By Hank Bedingfield
Arapahoe Basin, notably absent from this year’s Epic Pass, provides hope that the corporate swine of Vail Resorts cannot extend their price-gouging, soul-crushing tentacles to every mountain in Colorado.
The early season at A-Basin proves their continued commitment to a skiing culture which is being hunted to extinction by a morbidly obese ski corporation. The mountain — affectionately labeled The Legend — now boasts a $20 deal every Friday through late November for two hours of skiing, from 2-4 p.m. This pass also includes $5 appetizers and beers.
Coming off the first legitimate snowstorm of the year last week, that deal was plenty to justify the drive to Summit County.
Wheeling around the last turn on Highway Six, the A-Basin parking lot is a desert mirage, until you pull up close enough to see that the blinding collection of reflective windshields are indeed real, and that mirage is an oasis.
“The Beach,” A-Basin’s iconic parking lot, epitomizes the culture that the mountain is fighting so hard to preserve. The general atmosphere is eerily similar to that of a parking lot outside of a Grateful Dead show or some college football tailgate. It starts with the superficial similarities of loud baggy outfits and a loose booze and drug culture in surprisingly no conflict with the families also sprawled throughout the lot.
There’s always at least one set of unbothered parents, sitting in lawn chairs and sipping IPAs while their children chase the family dog up and down the parking lot. (There are a striking number of dogs for a ski mountain. Even they can’t miss out on a ski day, and the vibrations of the lot justify a little time in the trunk while the family skis). They coexist with the carloads of day tripping college students and ski bums with their cooped-up rowdiness and music blaring for anyone close enough to listen — which is almost everyone. An old man, assuming the role of grill master, with a lawn chair of his own, sits with his koozie and meats surveying the scene. This is the culture at stake.

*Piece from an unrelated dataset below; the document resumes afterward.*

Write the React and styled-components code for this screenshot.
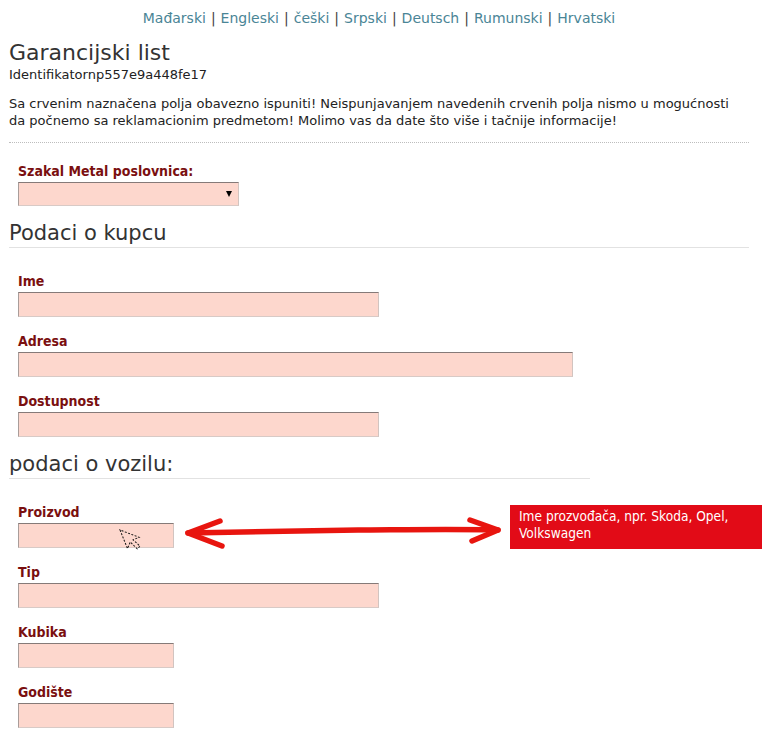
import React from "react";
import styled, { createGlobalStyle } from "styled-components";

const Global = createGlobalStyle`
  html, body { margin: 0; padding: 0; background: #fff; }
  body { font-family: "DejaVu Sans", Verdana, sans-serif; color: #222; }
`;

const Page = styled.div`
  width: 740px;
  padding: 0 9px;
  display: flex;
  flex-direction: column;
`;

const LangNav = styled.nav`
  display: flex;
  justify-content: center;
  gap: 5px;
  padding: 9px 0 0 0;
  font-size: 14px;
  line-height: 18px;
  color: #333;
`;

const LangLink = styled.a`
  color: #4a8596;
  text-decoration: none;
`;

const Sep = styled.span`
  color: #444;
`;

const Title = styled.h1`
  margin: 13px 0 0 0;
  font-size: 22px;
  line-height: 26px;
  font-weight: normal;
  color: #333;
`;

const Ident = styled.div`
  font-size: 13px;
  line-height: 16px;
  color: #222;
  margin-top: 1px;
`;

const Intro = styled.p`
  margin: 12px 0 0 0;
  font-size: 13px;
  line-height: 17px;
  color: #222;
`;

const Dotted = styled.hr`
  margin: 13px 0 0 0;
  border: 0;
  border-top: 1px dotted #bdbdbd;
  height: 0;
`;

const Section = styled.section`
  display: flex;
  flex-direction: column;
  gap: 16px;
  padding-left: 9px;
  margin-top: ${(p) => p.$top}px;
`;

const Heading = styled.h2`
  margin: ${(p) => p.$top}px 0 0 0;
  width: ${(p) => p.$w}px;
  font-size: 21px;
  line-height: 26px;
  font-weight: normal;
  color: #333;
  padding-bottom: 1px;
  border-bottom: 1px solid #e2e2e2;
`;

const Field = styled.div`
  position: relative;
  display: flex;
  flex-direction: column;
  gap: 3px;
`;

const Label = styled.label`
  font-family: "DejaVu Sans Condensed", Tahoma, sans-serif;
  font-weight: bold;
  font-size: 14px;
  line-height: 16px;
  color: #7a0f10;
`;

const Input = styled.div`
  box-sizing: border-box;
  width: ${(p) => p.$w}px;
  height: 25px;
  background: #fdd7cd;
  border-top: 1px solid #857a78;
  border-left: 1px solid #a99d9a;
  border-right: 1px solid #d2c4c0;
  border-bottom: 1px solid #d8cac6;
`;

const Select = styled(Input)`
  height: 24px;
  display: flex;
  align-items: center;
  justify-content: flex-end;
  padding-right: 6px;
`;

const Caret = styled.span`
  width: 0;
  height: 0;
  border-left: 3px solid transparent;
  border-right: 3px solid transparent;
  border-top: 6px solid #000;
`;

const Tooltip = styled.div`
  position: absolute;
  left: 492px;
  top: 1px;
  box-sizing: border-box;
  width: 252px;
  height: 44px;
  padding: 3px 9px;
  background: #e20b17;
  color: #fff;
  font-family: "DejaVu Sans Condensed", Tahoma, sans-serif;
  font-size: 13.6px;
  line-height: 17px;
`;

const ArrowSvg = styled.svg`
  position: absolute;
  left: 160px;
  top: 8px;
`;

const CursorSvg = styled.svg`
  position: absolute;
  left: 100px;
  top: 24px;
`;

const langs = ["Mađarski", "Engleski", "češki", "Srpski", "Deutsch", "Rumunski", "Hrvatski"];

function TextField({ label, w, children }) {
  return (
    <Field>
      <Label>{label}</Label>
      <Input $w={w} />
      {children}
    </Field>
  );
}

export default function App() {
  return (
    <>
      <Global />
      <Page>
        <LangNav>
          {langs.map((l, i) => (
            <React.Fragment key={l}>
              {i > 0 && <Sep>|</Sep>}
              <LangLink href="#">{l}</LangLink>
            </React.Fragment>
          ))}
        </LangNav>
        <Title>Garancijski list</Title>
        <Ident>Identifikatornp557e9a448fe17</Ident>
        <Intro>
          Sa crvenim naznačena polja obavezno ispuniti! Neispunjavanjem navedenih crvenih polja nismo u mogućnosti
          <br />
          da počnemo sa reklamacionim predmetom! Molimo vas da date što više i tačnije informacije!
        </Intro>
        <Dotted />
        <Section $top={20}>
          <Field>
            <Label>Szakal Metal poslovnica:</Label>
            <Select $w={221}>
              <Caret />
            </Select>
          </Field>
        </Section>
        <Heading $top={14} $w={740}>Podaci o kupcu</Heading>
        <Section $top={25}>
          <TextField label="Ime" w={361} />
          <TextField label="Adresa" w={555} />
          <TextField label="Dostupnost" w={361} />
        </Section>
        <Heading $top={14} $w={581}>podaci o vozilu:</Heading>
        <Section $top={25}>
          <TextField label="Proizvod" w={156}>
            <CursorSvg width="26" height="32" viewBox="0 0 26 32">
              <path
                d="M2 2 L2 22 L7 17 L11 26 L14.5 24.5 L10.5 16 L17 16 Z"
                fill="none"
                stroke="#111"
                strokeWidth="1"
                strokeDasharray="2 1.5"
                transform="rotate(-22 2 2)"
              />
            </CursorSvg>
            <ArrowSvg width="340" height="44" viewBox="0 0 340 44">
              <g stroke="#e8150f" strokeWidth="5.5" strokeLinecap="round" strokeLinejoin="round" fill="none">
                <path d="M10 21 C 80 20, 150 18, 180 18 S 270 17, 320 18" />
                <path d="M42 9 L10 21 L44 34" />
                <path d="M292 8 L320 18 L294 29" />
              </g>
            </ArrowSvg>
            <Tooltip>
              Ime prozvođača, npr. Skoda, Opel,
              <br />
              Volkswagen
            </Tooltip>
          </TextField>
          <TextField label="Tip" w={361} />
          <TextField label="Kubika" w={156} />
          <TextField label="Godište" w={156} />
        </Section>
      </Page>
    </>
  );
}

Next comes the lift line. With only one lift open, this is the most challenging part of the day. However, the normal drudgery of a 20-minute lift line at mountains like Breckenridge or Killington is completely lost on the “A-Bay” crowd. There are no children facing a slow, but eventual mental collapse, no disgruntled skiers slouch-balancing with poles jammed into their armpits, and no passive aggressive social negotiations, with one side of the line inching their way in front of the other until the latter is definitively cut.
This scene is more of a how-many-beers-can-I-drink-before-the-liftie-in-front-hollers-me-toward-the-recycling-bin. There was no singles’ line either, just some understood social agreement paid off in smiles, compliments on gear, and an opportunistic understanding of friendship. Everyone found a way onto the lift.
The weirdest part of this whole Friday 2-4 p.m ski day is the condition of the snow. For October skiing, you would hardly be alone in expecting some East-Coast style ice shoot, abused by the relentless scraping of literally every single ticket-flapping mountaingoer, subjugated to the only open trail. These were certainly my expectations. It is all but shocking to report that while cruising down the slope that inaugural Friday, there was not a single time that I heard that menacing scrape reverberate up from the snow below me. There is plenty of snow to be skied, even in October.
The defiant spirit of Arapahoe Basin is alive and well. Go and get it.